Rich or Poor, since industrial revolution, the monster city, can take you down to the Opium/ Coque/ Crack den… and this is what transpired at the back of Dash S sad life.
He was quite the courtesan too, as his art had this touch, in this sense, the supposed punk, hard coredness of Dash S work, was a kind of narcissistic pomp from an insider of a certain courtesan context, that considered on his times as an uber coolness: to vomit, piss, shoot one self, suck dick or tits and so on wile taking selfies and been photographed… we talking about the ultra decadent french rich kids shit magazine Purple with its folks like Terry Richardson and his so French editor, always on the look for the displaying of such “decadence” ( as a post-modern artificial paradise and addiction) the co-optation of that, that once had been a bit more corrosive, even if just a bit. The simulacra over and over on a nightmarish eternal return of the same baroque shit.

Making of J.M. Basquiat and the downtown New York in the 80’s a sort of shadow mirror black double effect. Poor Jean Michel B versus rich Dash S? Nothing to do, nothing comparable. Just New York streets and huge Art Galleries and Collectors, just death of the fast and young, both exploited by a context.

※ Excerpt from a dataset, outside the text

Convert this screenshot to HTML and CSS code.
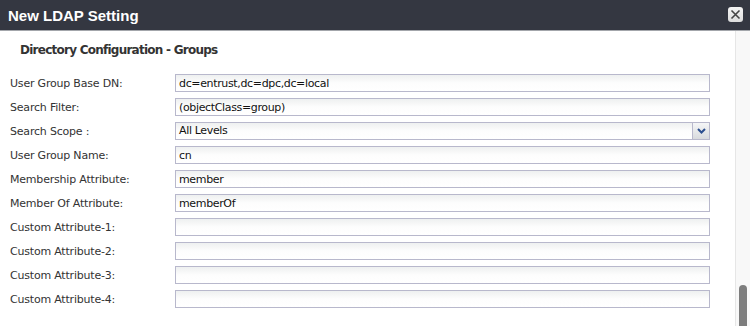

By this time all levelled up in line with the likes and works of fellow “artificiels” as Jim Goldberg, Richard Prince, Nan Goldin, Larry Clark, Boris Mikhailov, Corine Day… as their subjects, almost naked sexy bodies, with their crusty white noses, their syringe hanging … the smashed bottle…the vomit and the piss… the trash reality show on all day.

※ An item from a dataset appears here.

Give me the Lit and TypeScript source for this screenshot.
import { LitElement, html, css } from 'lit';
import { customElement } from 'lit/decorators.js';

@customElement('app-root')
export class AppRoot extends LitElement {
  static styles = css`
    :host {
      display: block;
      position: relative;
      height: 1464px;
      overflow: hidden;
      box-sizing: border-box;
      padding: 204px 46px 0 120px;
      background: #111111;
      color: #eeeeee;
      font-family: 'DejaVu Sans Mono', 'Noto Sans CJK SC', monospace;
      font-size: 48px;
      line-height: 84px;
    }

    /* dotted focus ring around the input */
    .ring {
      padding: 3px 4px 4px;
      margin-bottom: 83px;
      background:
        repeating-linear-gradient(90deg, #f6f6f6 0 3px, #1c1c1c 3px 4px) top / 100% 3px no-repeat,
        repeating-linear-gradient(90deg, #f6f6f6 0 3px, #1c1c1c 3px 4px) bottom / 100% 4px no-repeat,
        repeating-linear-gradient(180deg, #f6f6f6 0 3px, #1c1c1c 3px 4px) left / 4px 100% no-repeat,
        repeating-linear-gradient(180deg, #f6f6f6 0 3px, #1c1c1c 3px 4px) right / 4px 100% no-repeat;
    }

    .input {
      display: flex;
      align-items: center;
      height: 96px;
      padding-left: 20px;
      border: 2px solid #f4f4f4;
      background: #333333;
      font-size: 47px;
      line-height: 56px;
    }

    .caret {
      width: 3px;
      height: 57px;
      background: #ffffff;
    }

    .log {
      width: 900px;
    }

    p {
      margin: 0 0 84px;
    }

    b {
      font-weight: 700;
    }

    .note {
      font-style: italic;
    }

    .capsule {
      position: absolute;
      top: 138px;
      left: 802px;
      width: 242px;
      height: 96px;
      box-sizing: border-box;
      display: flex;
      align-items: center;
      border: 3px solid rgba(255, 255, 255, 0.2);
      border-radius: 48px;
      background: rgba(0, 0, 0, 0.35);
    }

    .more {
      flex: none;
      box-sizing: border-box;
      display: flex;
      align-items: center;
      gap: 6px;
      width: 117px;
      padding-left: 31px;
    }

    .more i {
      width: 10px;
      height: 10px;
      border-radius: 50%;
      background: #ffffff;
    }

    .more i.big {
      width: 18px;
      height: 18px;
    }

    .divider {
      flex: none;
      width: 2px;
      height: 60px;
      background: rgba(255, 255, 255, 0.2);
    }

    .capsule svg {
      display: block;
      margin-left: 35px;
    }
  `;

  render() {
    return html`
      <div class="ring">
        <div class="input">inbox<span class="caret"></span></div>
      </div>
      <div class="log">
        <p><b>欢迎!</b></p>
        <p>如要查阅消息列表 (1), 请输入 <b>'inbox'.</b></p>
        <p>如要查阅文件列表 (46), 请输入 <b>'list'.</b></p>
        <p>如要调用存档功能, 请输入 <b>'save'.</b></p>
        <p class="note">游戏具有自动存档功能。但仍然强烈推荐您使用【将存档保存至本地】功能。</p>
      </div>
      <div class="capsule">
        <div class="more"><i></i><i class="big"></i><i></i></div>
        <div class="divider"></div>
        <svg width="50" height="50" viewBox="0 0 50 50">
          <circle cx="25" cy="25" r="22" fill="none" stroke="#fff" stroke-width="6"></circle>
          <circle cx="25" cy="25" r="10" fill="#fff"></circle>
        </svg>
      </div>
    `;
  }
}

The sinister side of the life and work of Dash S actually is precisely, that he was known, that he had a great gallery, that his work was very well framed and expensively showcased, that he was posing at the same time that he was some kind of ghost. He was the ultimate rococo phenomena of our bored to death society. His visibility, the sign of his imposture. Not because he was rich or a bad boy, but because he was too willing too collaborative.

And as some may know, when a kid is on crisis with its own world and a victim too, ( just as a rich or a poor kid ) it just disappears, it just commits social suicide and only few really know of their existence. A very private photo album where their teenage healthy bodies and fresh red mouths smile under a blue sky and of course a glorious sunshine, keep reminding us of a before it all went wrong. Not so much to celebrate, even less to want to sell.

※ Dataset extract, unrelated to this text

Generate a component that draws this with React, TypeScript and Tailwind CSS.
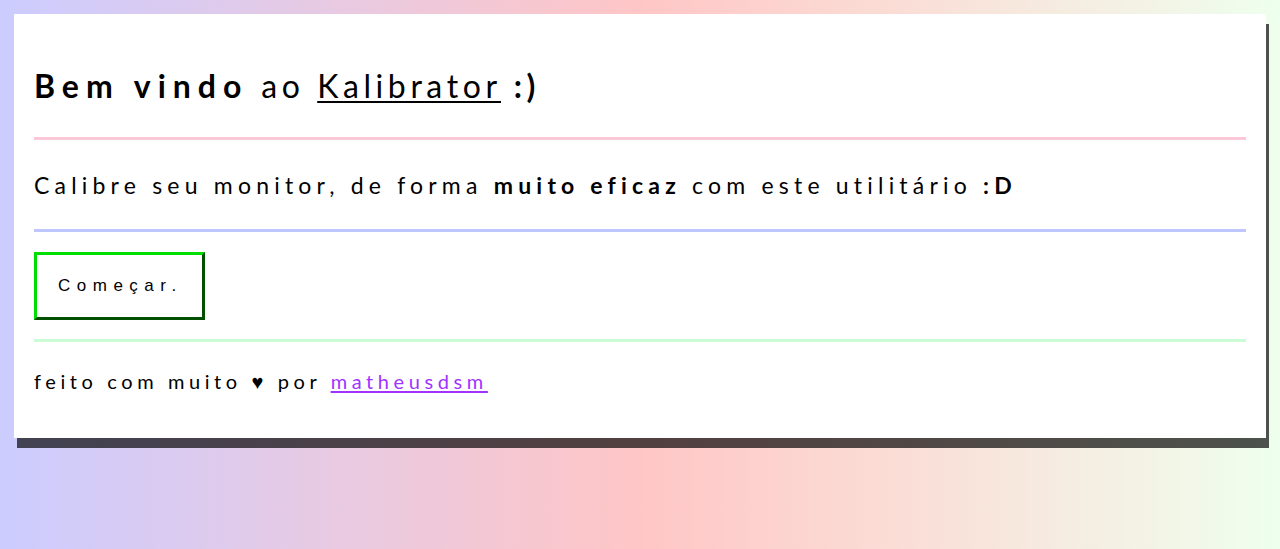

This is the great difference between some of the authors mentioned above ( the ones who showed us a world, a crude, fucked up existence, to make us reflect or even feel with it) and the ones who replicated it, sold it and transact with it, as a glamourised life style. As a hype. This is the deep question here: what it really meant that discourse, that work, what was really telling us about and about how far one of his makers and producers was willing to go, in order to full fill its narcissistic supply.